** START OF Extracted entries **
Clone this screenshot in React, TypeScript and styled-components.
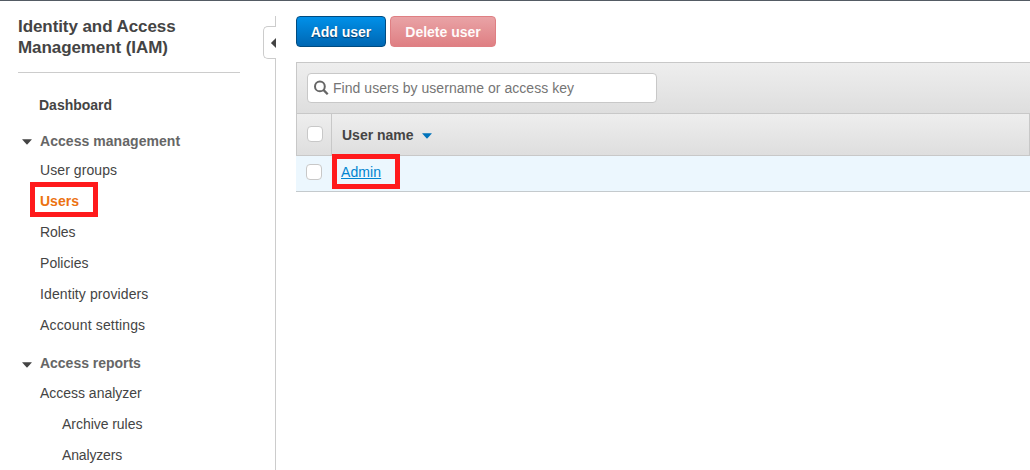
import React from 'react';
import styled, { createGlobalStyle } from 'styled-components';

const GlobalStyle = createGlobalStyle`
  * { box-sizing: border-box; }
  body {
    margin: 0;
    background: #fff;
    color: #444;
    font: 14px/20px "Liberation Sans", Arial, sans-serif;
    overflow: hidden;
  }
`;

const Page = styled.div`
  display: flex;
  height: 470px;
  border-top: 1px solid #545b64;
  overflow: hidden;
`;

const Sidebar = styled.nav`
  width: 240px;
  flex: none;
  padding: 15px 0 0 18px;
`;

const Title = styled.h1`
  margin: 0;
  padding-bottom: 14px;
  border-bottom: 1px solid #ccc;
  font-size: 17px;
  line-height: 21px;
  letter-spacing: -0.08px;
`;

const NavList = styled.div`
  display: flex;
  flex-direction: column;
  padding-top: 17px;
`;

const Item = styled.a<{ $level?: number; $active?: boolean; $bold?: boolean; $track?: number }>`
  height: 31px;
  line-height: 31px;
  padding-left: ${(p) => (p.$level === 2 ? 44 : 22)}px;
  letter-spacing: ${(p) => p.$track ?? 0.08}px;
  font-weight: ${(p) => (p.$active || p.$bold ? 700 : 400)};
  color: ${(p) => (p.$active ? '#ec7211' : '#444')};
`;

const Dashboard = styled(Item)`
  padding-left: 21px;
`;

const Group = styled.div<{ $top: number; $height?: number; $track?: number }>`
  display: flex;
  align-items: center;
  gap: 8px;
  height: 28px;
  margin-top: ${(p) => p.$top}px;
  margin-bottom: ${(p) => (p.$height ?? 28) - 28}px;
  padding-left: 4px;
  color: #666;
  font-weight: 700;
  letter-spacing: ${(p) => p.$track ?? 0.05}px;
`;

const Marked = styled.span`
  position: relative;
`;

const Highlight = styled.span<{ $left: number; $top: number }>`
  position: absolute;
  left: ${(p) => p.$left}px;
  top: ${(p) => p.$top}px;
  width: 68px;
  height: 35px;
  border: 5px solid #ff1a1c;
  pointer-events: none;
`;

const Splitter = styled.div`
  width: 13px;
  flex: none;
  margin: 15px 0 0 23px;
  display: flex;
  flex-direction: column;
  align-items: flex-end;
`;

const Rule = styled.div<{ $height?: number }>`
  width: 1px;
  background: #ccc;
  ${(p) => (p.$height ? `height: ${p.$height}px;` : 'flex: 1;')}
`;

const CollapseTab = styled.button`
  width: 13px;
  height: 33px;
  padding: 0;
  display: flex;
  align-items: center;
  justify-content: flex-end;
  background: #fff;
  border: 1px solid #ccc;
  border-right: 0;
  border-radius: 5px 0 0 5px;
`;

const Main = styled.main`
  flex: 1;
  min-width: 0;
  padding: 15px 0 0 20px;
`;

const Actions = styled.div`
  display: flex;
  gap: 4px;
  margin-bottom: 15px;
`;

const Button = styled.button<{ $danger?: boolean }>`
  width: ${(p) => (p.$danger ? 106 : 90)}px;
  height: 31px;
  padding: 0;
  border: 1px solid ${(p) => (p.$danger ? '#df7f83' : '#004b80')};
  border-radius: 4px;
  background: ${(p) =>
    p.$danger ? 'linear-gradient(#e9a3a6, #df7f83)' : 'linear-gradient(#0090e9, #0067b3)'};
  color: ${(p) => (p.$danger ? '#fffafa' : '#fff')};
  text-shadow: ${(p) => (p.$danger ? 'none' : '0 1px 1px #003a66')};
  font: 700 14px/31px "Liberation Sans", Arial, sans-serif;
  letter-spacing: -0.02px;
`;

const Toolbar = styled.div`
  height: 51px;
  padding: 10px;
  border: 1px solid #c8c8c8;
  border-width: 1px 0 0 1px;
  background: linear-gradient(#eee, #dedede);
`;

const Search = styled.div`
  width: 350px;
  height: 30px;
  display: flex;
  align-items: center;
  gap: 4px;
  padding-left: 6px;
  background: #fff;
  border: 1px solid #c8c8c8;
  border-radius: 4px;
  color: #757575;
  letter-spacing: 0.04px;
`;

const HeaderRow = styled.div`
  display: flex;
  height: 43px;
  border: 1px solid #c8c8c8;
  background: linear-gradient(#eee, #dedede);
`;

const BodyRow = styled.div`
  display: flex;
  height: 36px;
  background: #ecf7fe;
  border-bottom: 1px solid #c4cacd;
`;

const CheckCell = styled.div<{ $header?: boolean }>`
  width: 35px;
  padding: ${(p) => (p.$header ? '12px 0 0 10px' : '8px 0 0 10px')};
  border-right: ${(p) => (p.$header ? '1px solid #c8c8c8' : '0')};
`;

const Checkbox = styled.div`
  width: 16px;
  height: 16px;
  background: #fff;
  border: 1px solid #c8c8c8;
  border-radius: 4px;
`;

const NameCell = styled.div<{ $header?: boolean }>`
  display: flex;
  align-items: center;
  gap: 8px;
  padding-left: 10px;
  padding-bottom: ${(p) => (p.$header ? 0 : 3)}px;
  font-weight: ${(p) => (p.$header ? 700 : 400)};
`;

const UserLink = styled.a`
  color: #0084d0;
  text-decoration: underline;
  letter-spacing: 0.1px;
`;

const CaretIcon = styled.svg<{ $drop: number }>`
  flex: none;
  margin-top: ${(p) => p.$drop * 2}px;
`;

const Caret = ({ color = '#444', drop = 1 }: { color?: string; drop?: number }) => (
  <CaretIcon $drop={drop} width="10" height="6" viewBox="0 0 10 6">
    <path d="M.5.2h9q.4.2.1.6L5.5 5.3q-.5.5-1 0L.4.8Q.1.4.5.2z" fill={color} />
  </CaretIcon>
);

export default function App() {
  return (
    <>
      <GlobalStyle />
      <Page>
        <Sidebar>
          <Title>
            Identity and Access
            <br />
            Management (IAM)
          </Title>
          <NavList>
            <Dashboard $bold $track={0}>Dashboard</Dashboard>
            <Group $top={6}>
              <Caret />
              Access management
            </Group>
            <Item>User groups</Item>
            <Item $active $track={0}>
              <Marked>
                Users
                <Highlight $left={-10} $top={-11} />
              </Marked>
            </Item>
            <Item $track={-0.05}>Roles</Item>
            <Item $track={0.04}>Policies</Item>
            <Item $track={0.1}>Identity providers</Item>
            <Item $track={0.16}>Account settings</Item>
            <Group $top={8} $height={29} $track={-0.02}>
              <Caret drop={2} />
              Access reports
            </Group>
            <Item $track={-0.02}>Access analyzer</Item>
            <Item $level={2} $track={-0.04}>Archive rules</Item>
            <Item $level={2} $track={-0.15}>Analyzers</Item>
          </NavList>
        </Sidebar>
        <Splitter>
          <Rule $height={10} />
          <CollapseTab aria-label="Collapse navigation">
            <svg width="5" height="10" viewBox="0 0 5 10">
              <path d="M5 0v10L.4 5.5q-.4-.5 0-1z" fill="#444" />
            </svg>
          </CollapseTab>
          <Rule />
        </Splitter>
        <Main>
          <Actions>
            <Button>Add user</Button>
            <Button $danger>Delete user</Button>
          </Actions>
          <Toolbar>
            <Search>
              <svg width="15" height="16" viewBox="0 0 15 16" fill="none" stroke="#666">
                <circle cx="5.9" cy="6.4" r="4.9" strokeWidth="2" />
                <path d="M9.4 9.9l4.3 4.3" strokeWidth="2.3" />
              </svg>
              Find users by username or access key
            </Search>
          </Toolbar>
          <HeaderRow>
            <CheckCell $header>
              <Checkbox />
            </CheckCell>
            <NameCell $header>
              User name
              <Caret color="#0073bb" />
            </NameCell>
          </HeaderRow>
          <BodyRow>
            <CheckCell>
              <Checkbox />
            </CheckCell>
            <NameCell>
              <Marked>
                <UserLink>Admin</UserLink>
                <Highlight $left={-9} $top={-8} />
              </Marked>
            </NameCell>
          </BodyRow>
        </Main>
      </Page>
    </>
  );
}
** END OF Extracted entries **
** START OF Extracted entries **
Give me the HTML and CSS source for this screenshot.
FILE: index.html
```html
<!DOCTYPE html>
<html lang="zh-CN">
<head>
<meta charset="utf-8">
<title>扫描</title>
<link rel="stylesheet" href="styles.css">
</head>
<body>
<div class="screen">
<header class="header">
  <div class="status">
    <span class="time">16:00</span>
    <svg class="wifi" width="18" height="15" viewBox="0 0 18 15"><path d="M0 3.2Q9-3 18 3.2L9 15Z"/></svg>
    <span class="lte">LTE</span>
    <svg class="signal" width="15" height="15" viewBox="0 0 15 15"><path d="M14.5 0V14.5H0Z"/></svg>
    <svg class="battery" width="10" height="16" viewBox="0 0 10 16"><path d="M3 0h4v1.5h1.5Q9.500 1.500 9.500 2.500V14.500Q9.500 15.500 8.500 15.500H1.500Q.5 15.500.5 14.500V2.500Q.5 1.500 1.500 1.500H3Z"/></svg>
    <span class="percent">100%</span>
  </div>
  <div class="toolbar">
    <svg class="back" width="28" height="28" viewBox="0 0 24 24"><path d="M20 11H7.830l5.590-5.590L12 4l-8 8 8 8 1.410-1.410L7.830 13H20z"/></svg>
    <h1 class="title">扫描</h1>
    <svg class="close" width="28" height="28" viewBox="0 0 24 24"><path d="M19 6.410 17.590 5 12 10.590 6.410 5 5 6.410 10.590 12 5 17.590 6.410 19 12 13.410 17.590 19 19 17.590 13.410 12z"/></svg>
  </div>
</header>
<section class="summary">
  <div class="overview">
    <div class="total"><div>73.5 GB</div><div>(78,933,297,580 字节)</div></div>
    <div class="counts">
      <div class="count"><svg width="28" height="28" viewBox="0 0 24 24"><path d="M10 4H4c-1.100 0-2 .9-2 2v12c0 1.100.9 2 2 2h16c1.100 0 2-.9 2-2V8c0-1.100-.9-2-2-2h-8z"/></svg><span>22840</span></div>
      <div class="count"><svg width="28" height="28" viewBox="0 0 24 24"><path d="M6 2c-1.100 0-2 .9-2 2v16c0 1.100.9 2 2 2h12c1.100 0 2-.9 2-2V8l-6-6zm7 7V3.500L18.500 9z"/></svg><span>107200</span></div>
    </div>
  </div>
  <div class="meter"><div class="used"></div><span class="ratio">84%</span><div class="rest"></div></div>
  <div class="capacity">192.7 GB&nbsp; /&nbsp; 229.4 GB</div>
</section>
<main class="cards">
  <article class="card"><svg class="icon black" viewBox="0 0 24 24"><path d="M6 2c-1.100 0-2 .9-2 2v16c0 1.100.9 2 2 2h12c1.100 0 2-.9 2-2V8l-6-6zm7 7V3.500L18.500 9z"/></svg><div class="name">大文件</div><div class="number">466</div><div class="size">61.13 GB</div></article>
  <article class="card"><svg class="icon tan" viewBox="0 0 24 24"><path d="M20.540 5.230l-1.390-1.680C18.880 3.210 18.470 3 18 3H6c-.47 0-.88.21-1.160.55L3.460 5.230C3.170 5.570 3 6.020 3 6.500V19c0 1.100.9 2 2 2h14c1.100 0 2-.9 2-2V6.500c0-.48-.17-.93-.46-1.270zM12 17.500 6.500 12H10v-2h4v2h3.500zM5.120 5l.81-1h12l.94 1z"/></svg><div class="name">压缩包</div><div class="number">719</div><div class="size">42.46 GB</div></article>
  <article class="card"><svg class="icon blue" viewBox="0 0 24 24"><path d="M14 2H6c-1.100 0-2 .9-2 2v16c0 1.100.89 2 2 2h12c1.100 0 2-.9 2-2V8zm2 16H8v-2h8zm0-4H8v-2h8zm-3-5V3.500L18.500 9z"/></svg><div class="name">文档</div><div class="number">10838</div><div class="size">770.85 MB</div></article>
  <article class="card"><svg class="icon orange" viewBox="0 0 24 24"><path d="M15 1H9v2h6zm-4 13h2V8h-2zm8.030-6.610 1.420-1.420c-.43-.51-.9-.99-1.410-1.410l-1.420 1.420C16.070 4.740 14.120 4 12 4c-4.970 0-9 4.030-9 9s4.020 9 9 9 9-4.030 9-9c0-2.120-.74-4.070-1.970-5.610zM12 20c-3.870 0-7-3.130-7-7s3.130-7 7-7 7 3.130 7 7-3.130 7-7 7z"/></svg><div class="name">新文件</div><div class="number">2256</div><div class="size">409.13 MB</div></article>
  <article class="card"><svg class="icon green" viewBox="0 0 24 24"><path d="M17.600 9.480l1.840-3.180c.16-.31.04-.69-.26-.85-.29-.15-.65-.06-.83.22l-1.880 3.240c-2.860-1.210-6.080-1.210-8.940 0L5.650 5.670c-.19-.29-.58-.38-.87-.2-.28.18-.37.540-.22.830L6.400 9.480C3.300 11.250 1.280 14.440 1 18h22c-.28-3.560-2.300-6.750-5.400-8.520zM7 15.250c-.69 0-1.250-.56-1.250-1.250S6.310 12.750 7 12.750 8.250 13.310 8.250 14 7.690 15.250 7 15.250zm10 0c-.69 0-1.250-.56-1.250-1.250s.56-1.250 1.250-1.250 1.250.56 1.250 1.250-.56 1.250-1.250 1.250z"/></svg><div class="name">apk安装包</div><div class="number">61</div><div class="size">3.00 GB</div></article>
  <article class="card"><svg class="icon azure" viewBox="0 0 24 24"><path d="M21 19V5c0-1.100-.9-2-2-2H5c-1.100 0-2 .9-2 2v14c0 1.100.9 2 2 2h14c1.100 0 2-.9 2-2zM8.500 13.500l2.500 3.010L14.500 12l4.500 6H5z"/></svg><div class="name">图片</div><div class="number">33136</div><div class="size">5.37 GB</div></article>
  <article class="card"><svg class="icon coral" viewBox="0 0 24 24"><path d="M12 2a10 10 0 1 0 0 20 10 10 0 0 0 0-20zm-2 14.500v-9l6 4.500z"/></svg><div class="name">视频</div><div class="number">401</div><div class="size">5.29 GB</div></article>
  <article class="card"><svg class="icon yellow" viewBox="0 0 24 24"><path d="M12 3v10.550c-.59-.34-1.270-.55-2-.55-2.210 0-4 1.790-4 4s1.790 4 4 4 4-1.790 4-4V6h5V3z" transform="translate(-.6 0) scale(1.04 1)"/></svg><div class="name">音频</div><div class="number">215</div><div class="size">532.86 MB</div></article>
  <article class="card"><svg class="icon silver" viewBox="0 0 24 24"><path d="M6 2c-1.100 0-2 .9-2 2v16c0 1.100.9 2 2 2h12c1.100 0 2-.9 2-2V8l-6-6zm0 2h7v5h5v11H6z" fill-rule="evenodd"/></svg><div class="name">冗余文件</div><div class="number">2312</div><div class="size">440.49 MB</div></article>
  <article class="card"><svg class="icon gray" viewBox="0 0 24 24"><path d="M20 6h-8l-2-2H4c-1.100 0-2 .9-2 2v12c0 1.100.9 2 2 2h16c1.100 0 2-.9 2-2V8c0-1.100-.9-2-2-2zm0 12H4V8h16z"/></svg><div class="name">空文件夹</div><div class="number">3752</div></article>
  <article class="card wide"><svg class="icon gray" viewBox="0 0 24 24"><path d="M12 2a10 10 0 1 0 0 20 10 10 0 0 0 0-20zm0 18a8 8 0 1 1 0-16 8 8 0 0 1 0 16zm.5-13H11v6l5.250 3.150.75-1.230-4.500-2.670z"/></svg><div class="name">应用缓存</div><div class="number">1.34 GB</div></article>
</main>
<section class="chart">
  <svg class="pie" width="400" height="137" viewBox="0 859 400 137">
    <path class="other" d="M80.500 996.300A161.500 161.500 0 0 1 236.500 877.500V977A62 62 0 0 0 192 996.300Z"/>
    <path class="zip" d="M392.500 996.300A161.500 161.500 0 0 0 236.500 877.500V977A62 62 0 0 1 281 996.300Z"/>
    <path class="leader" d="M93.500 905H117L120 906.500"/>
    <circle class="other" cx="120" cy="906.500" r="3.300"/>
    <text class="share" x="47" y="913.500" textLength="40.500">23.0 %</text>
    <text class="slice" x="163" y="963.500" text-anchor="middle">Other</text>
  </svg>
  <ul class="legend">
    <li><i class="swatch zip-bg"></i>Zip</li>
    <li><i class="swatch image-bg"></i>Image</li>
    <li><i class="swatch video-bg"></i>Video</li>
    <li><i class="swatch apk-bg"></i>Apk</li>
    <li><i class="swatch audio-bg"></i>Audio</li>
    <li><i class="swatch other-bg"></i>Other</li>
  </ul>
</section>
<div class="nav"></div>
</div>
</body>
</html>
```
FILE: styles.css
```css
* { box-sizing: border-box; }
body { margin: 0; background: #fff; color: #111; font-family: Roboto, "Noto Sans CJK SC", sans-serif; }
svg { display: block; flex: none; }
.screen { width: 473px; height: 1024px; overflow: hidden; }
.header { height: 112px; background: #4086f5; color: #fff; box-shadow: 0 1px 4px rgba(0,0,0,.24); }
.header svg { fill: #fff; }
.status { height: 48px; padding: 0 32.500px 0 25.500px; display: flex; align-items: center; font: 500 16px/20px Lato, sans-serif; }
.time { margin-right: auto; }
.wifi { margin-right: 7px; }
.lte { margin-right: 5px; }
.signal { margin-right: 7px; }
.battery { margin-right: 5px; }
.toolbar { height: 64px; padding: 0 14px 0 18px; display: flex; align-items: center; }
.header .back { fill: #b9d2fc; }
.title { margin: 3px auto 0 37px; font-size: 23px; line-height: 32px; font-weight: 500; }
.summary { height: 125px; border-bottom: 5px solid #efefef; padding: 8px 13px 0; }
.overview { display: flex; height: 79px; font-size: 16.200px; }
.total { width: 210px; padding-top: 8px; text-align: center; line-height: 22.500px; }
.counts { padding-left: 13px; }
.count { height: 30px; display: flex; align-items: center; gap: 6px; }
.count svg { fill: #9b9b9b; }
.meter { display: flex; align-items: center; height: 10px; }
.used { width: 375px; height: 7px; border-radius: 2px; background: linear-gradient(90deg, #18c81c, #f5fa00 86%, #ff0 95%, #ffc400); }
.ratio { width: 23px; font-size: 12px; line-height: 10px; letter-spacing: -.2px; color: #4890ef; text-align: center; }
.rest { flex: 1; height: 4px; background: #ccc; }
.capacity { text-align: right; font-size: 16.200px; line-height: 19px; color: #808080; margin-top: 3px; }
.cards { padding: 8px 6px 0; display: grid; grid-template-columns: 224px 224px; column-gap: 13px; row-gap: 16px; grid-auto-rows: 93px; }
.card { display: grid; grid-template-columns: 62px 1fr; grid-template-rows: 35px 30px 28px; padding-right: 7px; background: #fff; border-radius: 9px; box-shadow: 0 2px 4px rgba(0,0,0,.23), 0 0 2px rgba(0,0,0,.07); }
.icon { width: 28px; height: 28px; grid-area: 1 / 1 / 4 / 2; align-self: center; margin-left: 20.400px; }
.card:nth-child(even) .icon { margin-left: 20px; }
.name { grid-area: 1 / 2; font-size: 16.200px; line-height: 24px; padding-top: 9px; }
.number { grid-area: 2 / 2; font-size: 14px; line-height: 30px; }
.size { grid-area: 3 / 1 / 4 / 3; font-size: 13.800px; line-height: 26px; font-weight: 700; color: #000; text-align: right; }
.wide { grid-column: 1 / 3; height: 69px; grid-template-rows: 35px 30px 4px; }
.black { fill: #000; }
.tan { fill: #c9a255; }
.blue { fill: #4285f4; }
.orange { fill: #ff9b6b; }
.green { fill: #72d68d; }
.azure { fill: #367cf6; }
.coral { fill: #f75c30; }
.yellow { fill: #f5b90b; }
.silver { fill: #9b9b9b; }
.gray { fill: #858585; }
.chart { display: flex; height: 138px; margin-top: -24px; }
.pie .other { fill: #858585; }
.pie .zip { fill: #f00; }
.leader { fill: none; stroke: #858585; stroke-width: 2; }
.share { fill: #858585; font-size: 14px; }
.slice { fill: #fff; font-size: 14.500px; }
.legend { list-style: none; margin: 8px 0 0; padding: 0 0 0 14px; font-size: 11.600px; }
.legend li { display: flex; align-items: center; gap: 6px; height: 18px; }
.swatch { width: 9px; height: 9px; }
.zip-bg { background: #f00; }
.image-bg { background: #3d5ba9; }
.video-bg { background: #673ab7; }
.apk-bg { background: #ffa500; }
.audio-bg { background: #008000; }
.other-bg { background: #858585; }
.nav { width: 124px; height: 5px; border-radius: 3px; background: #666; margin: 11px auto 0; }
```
** END OF Extracted entries **
— Your goal —
Report the number of lines in the entries above that include the string "React". Give nothing but the number.

— Solution —
2